▶ SHORT PROBLEM: Copy out the data below from the line containing "Rebuild this screenshot" to the line containing "import React from", both lines included, with all images left out.

Records with interface code:

──────────────────────────────

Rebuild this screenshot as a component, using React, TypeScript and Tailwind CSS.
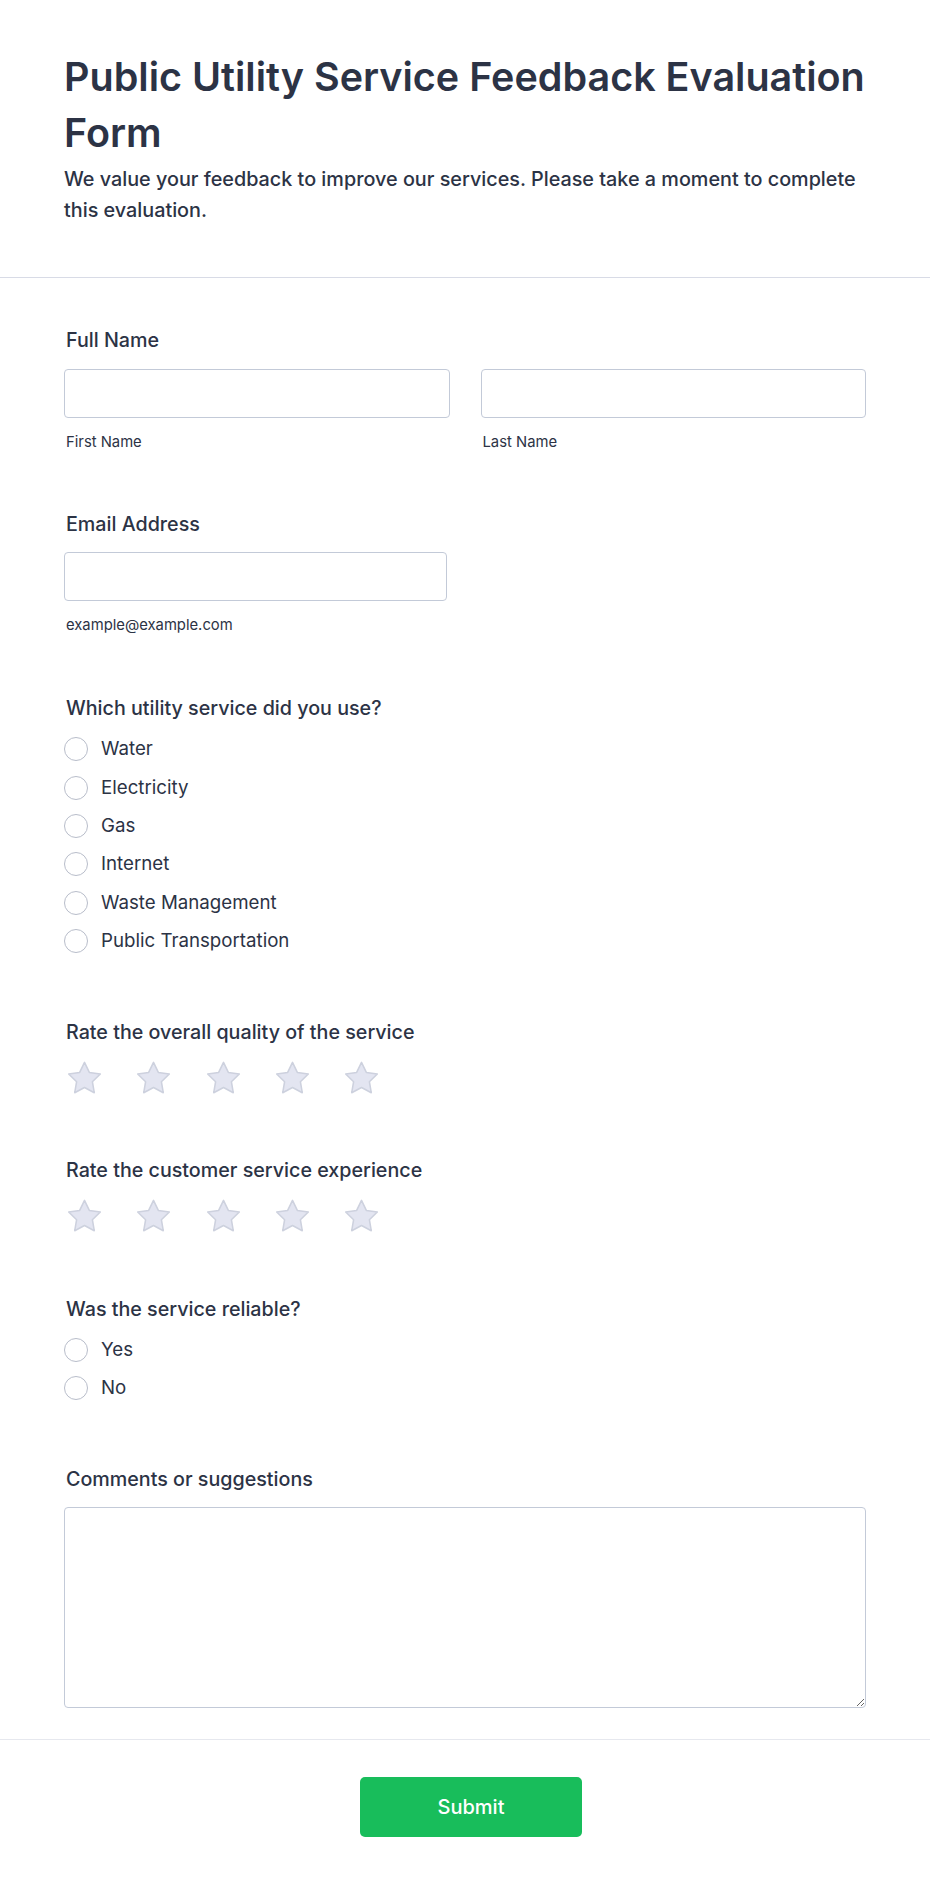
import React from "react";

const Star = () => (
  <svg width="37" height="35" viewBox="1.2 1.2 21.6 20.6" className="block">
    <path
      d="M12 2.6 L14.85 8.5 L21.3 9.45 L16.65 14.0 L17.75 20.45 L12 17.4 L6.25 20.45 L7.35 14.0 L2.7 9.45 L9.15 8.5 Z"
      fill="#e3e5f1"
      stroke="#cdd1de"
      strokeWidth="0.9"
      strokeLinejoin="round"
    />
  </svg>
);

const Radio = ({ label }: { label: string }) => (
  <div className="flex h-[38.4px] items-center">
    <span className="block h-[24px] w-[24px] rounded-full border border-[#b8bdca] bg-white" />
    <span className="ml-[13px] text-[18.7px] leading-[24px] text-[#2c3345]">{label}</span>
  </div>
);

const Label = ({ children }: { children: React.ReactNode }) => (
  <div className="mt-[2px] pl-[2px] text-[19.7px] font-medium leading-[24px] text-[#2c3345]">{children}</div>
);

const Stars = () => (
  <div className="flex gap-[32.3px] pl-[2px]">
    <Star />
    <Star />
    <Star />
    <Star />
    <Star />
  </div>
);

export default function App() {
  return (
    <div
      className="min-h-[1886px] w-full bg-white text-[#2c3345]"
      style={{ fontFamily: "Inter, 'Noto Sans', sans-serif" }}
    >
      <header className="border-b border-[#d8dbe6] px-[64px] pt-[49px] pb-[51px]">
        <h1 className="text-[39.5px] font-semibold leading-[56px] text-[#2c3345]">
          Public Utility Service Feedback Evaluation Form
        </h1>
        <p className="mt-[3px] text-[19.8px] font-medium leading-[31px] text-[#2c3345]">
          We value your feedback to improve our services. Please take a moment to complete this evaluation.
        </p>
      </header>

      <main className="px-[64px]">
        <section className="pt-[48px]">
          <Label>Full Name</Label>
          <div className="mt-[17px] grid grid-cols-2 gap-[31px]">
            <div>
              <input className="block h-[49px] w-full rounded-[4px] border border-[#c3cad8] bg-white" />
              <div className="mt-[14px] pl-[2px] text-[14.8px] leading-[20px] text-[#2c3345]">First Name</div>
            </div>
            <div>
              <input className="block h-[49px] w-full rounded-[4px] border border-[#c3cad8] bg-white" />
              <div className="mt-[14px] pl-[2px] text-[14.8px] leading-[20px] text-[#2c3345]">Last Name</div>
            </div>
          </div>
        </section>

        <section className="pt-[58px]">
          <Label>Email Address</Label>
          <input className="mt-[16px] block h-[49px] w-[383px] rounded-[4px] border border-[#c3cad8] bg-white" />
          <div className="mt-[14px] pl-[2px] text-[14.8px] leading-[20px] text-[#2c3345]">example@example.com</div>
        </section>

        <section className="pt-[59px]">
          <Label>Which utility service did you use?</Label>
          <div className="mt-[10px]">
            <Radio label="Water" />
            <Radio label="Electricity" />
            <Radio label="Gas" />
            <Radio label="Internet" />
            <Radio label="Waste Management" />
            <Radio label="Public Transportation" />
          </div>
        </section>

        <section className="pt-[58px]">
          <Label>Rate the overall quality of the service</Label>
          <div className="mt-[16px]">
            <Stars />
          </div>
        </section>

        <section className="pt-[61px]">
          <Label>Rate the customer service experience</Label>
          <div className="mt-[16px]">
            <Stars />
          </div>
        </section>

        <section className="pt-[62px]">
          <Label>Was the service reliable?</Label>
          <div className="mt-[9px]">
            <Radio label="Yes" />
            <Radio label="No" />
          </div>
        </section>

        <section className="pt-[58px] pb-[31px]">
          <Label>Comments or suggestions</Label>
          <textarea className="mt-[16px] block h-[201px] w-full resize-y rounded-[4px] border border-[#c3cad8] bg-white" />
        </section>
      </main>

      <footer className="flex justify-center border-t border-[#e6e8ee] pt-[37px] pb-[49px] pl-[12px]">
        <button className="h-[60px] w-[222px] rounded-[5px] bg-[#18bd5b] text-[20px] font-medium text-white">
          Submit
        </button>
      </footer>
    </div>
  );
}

──────────────────────────────

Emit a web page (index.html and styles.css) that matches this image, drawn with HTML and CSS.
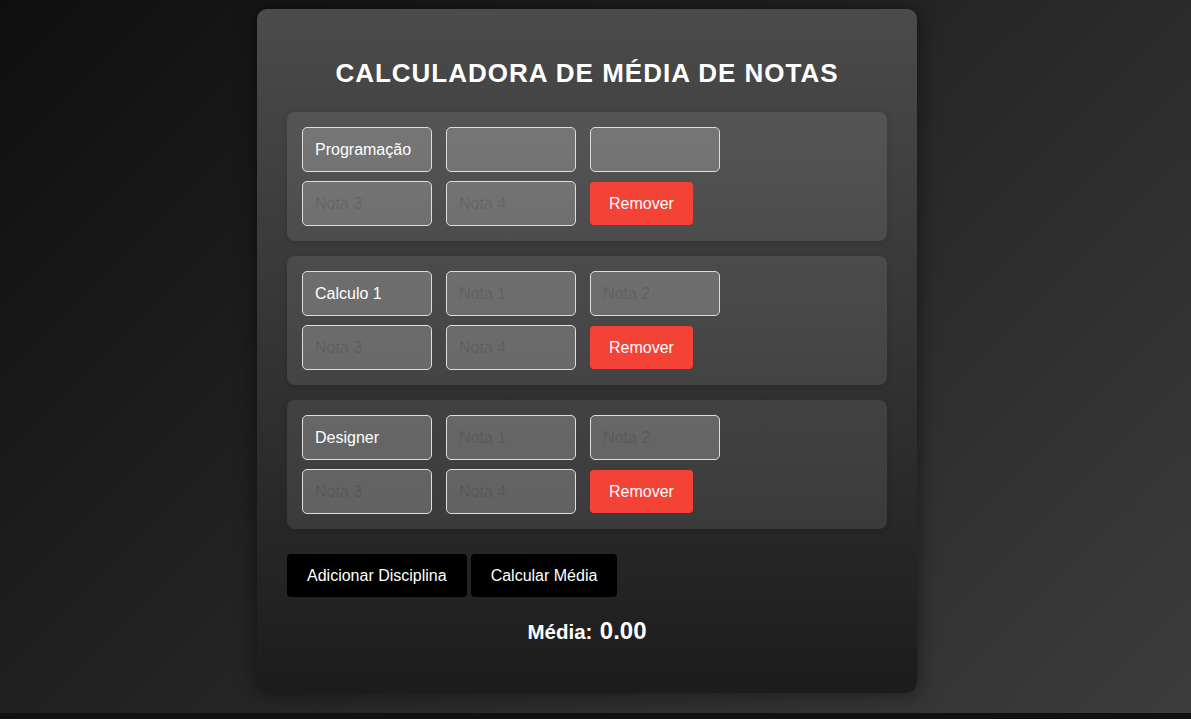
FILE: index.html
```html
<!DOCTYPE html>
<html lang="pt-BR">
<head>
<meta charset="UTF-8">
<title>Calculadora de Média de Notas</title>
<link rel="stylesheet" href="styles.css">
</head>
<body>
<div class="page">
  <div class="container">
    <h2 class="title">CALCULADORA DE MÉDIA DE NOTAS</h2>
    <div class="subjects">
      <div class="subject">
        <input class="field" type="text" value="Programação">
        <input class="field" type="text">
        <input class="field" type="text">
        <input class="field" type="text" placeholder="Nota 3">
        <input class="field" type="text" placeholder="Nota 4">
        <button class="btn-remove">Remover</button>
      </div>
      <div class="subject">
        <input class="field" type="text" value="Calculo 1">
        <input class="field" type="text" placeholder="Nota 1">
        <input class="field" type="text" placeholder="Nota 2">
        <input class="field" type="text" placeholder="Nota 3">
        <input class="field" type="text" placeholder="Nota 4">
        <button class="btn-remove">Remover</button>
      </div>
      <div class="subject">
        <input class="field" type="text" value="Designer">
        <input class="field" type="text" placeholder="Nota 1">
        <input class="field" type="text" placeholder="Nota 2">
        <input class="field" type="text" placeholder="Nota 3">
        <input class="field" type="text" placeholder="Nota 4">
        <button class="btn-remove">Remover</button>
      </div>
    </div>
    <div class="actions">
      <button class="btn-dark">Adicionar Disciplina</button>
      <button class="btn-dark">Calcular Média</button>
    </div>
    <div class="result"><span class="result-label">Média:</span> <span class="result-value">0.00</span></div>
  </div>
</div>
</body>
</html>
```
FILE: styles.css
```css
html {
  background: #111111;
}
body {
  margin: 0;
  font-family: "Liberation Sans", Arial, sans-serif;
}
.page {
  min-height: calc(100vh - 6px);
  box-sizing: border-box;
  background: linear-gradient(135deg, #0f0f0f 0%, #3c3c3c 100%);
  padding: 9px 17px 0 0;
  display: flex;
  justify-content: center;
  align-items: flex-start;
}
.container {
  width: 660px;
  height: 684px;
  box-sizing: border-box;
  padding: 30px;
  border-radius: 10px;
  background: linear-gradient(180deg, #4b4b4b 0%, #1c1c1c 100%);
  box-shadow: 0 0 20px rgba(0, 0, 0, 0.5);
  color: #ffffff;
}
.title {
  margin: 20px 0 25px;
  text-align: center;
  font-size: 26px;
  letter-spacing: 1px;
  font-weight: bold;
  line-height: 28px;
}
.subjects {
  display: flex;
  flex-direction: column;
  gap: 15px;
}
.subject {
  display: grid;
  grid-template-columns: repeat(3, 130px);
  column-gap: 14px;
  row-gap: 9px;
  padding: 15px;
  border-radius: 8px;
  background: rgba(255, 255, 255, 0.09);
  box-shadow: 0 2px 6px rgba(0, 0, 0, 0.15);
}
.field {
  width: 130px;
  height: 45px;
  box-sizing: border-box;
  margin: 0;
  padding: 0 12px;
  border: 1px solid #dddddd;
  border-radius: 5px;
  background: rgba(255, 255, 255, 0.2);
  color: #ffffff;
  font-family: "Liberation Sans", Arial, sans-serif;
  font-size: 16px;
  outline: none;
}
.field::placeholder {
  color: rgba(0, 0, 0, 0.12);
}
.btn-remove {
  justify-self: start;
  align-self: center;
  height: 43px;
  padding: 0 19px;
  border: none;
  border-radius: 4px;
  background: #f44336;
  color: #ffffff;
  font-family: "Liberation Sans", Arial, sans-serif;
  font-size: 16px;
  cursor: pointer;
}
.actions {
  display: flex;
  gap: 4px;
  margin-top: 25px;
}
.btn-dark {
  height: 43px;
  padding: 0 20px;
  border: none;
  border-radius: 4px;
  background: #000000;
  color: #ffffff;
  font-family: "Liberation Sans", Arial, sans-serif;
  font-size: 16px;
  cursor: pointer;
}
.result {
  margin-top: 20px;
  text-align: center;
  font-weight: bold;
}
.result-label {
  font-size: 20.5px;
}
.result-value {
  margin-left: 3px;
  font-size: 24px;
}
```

──────────────────────────────

▶ CORRECT OUTPUT:
Rebuild this screenshot as a component, using React, TypeScript and Tailwind CSS.
import React from "react";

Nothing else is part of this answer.